Et cet empire même de la raison sur les choses n’est, aux yeux de Descartes, que le moyen pour elle de poursuivre les fins qui lui sont propres, telles que l’amour de Dieu et l’intérêt du tout dont on fait partie[1]. La métaphysique cartésienne, grâce à sa méthode, nous fait connaître avec certitude ces vérités suprêmes, qui sont les lumières indispensables de la volonté. C’est là une nouvelle originalité de la morale cartésienne. Les anciens, certes, ont élevé fort haut les vertus ; mais, ignorant cette métaphysique, ils ne pouvaient les bien connaître, et souvent ce qu’ils appellent d’un si beau nom n’est en effet qu’un égarement de la volonté[2].

C’est donc bien par son union intime avec la science que se distingue d’un bout à l’autre la morale cartésienne. Mais on ne saurait dire qu’elle dérive de la science, surtout de la science des choses naturelles. Dans toutes ses phases elle se sert de la science pour atteindre à son but, qui est la détermination parfaite de la volonté par la raison. La pleine réalisation de la raison est la fin, tout le reste n’est que moyen.

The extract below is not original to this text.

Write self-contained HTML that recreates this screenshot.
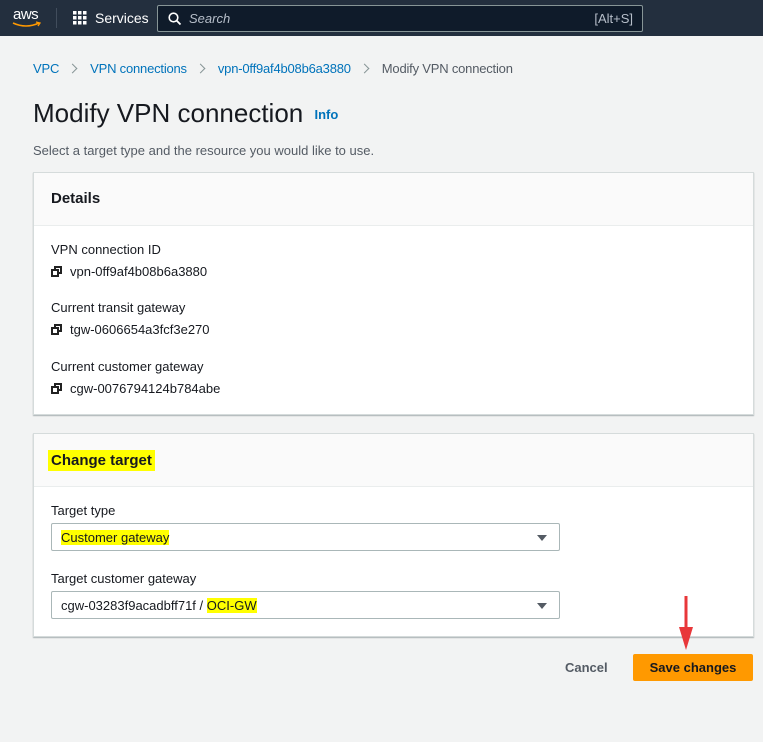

En toutes choses, dit Descartes[3], c’est la bonté de l’esprit qu’il nous faut rechercher ; le reste ne mérite d’être estimé que dans la mesure où il y contribue.

Émile Boutroux,
Professeur d’histoire de la philosophie moderne à la Sorbonne.
  1. Lettre à Mme Élisab., 16 juin 1645. Garn., III, 192-3.
  2. Méth., I, 10.
  3. Reg., I.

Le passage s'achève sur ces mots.